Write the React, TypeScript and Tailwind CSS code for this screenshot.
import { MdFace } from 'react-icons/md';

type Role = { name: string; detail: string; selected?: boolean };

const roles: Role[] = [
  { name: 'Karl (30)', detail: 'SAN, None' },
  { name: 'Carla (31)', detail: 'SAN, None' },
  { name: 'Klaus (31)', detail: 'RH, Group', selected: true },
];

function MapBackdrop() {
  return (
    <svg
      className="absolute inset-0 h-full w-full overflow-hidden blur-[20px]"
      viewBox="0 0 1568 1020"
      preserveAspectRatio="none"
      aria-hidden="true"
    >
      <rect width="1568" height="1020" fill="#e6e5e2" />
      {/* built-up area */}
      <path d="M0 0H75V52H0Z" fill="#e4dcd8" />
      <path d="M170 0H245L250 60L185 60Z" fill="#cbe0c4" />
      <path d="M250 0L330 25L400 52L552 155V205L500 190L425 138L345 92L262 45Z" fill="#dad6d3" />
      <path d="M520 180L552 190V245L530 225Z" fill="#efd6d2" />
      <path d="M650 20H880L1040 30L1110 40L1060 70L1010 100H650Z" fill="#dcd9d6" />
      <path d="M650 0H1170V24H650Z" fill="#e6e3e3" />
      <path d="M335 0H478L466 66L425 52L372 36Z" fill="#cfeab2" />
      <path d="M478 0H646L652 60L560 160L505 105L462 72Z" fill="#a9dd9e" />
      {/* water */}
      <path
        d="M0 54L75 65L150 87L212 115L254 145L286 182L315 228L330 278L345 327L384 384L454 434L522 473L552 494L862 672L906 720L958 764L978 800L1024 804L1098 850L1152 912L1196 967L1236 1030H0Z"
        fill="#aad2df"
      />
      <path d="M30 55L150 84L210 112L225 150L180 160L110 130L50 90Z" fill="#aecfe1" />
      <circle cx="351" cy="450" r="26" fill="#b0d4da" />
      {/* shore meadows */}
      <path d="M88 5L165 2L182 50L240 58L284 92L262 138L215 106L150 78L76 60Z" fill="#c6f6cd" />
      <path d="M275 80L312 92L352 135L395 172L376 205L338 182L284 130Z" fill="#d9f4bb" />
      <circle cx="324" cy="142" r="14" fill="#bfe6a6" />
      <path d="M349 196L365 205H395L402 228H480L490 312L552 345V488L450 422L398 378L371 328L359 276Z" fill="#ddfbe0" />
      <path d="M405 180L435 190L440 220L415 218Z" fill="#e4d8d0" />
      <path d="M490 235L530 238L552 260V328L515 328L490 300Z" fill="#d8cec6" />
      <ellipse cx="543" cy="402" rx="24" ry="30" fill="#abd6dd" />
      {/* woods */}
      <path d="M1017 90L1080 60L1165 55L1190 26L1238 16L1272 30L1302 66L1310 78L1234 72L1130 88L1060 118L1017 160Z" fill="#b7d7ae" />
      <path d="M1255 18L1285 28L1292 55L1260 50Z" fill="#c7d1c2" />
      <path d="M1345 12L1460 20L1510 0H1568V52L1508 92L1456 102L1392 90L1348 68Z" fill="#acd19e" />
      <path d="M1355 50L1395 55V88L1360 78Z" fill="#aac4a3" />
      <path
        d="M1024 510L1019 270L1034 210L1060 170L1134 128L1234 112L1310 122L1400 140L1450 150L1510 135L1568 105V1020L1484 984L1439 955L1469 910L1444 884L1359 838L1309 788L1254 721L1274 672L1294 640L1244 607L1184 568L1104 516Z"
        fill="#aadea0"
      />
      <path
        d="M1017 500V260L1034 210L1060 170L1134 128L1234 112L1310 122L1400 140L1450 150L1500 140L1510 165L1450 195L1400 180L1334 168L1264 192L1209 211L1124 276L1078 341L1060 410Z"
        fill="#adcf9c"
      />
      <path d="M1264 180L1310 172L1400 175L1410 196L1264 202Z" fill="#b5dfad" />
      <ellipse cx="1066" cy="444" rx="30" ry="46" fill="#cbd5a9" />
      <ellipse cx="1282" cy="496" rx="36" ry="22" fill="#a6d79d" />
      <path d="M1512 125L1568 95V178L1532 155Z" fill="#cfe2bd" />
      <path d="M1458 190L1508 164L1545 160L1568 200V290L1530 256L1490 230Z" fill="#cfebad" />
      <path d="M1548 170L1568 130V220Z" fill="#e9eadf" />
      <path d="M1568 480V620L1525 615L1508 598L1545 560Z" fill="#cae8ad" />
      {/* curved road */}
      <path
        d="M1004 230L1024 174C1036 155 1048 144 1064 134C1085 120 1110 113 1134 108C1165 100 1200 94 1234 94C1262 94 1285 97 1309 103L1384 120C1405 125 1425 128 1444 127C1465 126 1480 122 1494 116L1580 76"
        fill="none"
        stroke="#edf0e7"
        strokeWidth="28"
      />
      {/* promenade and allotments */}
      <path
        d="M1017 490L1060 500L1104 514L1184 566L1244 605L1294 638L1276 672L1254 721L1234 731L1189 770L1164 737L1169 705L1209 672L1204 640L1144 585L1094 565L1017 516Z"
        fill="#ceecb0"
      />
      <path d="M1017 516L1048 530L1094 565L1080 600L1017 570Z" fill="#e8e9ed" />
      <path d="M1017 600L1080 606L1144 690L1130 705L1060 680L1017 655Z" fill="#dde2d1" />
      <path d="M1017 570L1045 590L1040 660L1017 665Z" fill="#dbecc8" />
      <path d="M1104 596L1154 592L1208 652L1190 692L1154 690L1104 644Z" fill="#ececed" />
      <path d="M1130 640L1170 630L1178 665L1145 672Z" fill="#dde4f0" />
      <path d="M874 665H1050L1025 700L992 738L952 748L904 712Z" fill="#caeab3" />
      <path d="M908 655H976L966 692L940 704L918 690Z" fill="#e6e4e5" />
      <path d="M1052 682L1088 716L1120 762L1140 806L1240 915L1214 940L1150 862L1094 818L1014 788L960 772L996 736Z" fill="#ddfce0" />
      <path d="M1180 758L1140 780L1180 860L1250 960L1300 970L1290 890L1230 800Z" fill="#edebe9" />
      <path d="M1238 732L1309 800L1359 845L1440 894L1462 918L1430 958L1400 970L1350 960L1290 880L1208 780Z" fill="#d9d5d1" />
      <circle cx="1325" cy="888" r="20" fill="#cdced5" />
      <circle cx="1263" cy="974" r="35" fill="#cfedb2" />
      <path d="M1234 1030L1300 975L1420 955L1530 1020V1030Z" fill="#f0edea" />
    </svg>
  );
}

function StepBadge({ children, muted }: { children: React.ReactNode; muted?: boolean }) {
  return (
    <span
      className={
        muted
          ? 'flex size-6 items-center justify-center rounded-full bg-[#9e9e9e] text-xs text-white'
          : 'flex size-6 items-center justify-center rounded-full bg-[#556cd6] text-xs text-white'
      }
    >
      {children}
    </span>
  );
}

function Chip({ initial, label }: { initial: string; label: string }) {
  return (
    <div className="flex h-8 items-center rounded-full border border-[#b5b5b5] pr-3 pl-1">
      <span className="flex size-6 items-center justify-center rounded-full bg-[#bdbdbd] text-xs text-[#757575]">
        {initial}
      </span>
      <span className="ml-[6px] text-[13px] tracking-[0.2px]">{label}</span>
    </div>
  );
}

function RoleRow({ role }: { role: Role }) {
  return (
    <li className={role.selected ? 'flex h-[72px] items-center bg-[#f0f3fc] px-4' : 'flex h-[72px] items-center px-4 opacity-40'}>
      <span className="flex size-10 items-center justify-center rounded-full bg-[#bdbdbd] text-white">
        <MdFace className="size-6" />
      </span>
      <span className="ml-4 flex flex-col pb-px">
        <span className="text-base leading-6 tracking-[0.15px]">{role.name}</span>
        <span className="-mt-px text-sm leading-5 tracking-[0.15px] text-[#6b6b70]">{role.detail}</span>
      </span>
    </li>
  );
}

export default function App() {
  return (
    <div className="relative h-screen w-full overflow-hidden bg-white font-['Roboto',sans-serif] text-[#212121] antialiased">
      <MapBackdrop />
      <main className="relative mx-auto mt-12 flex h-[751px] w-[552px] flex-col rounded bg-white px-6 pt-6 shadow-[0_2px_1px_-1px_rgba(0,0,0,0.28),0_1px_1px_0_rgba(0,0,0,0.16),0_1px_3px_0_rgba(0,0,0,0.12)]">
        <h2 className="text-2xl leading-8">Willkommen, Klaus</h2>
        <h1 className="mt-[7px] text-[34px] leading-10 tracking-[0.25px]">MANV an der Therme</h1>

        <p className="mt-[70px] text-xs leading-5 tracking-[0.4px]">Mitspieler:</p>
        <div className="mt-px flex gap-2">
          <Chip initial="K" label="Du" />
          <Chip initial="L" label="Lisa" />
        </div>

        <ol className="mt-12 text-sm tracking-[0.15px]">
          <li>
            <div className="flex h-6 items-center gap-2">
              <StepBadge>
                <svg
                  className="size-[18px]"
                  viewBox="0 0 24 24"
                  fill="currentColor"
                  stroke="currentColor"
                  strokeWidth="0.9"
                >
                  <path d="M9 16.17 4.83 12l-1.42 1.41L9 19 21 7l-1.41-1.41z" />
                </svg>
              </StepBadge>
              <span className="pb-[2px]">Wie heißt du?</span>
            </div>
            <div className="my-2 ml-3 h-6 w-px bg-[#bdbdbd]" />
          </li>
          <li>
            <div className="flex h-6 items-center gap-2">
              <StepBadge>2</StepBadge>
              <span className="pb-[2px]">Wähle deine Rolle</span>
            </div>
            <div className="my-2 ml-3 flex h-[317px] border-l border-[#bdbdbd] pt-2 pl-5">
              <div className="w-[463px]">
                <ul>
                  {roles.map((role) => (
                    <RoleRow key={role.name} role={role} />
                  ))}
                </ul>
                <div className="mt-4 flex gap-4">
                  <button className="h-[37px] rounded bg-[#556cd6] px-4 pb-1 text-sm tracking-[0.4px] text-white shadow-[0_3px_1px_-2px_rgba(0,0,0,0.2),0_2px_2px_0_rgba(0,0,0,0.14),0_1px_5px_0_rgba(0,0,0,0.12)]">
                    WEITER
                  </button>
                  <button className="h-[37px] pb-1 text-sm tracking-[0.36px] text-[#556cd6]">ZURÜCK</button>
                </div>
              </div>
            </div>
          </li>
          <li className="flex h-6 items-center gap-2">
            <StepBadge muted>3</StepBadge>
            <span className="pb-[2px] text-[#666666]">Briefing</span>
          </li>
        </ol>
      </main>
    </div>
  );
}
════════
▸ **TASK OBJECTIVE**:
Set down the lines above as they stand, starting with the first line and ending with the line that contains "string; detail: string;".

▸ **RESPONSE BELOW**:
Write the React, TypeScript and Tailwind CSS code for this screenshot.
import { MdFace } from 'react-icons/md';

type Role = { name: string; detail: string; selected?: boolean };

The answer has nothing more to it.